DIRECTIONS FOR THIS TASK: Among the entries below, copy only the span from the line containing "Recreate this image" through the line containing "text-[16.5px] leading-[20px] italic". Do so exactly, and skip the pictures.

PROVIDED MATERIAL:
==============================

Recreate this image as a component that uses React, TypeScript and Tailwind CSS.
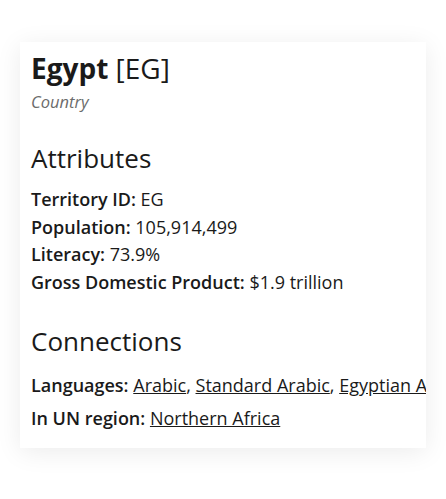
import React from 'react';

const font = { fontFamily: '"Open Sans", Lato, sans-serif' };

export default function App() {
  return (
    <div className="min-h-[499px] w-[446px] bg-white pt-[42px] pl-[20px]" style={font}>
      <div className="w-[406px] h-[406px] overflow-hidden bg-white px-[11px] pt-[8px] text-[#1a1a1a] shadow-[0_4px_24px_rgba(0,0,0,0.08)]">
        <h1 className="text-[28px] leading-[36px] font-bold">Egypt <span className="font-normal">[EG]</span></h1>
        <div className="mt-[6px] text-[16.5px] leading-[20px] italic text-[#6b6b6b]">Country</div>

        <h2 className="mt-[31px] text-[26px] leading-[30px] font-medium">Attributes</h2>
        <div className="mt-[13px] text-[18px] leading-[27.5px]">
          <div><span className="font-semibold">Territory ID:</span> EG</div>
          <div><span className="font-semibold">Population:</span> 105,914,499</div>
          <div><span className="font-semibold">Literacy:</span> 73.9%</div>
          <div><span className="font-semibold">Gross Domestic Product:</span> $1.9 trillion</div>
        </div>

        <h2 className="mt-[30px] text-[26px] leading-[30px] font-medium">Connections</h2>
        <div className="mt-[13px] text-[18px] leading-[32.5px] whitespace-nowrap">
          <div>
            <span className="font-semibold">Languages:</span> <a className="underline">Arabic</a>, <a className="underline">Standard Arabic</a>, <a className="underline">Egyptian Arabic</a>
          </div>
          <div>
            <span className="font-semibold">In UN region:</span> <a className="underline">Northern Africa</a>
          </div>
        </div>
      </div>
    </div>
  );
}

==============================

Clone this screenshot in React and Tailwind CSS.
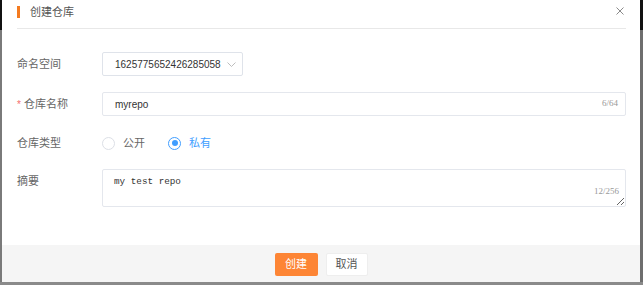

==============================

FULL ANSWER:
Recreate this image as a component that uses React, TypeScript and Tailwind CSS.
import React from 'react';

const font = { fontFamily: '"Open Sans", Lato, sans-serif' };

export default function App() {
  return (
    <div className="min-h-[499px] w-[446px] bg-white pt-[42px] pl-[20px]" style={font}>
      <div className="w-[406px] h-[406px] overflow-hidden bg-white px-[11px] pt-[8px] text-[#1a1a1a] shadow-[0_4px_24px_rgba(0,0,0,0.08)]">
        <h1 className="text-[28px] leading-[36px] font-bold">Egypt <span className="font-normal">[EG]</span></h1>
        <div className="mt-[6px] text-[16.5px] leading-[20px] italic text-[#6b6b6b]">Country</div>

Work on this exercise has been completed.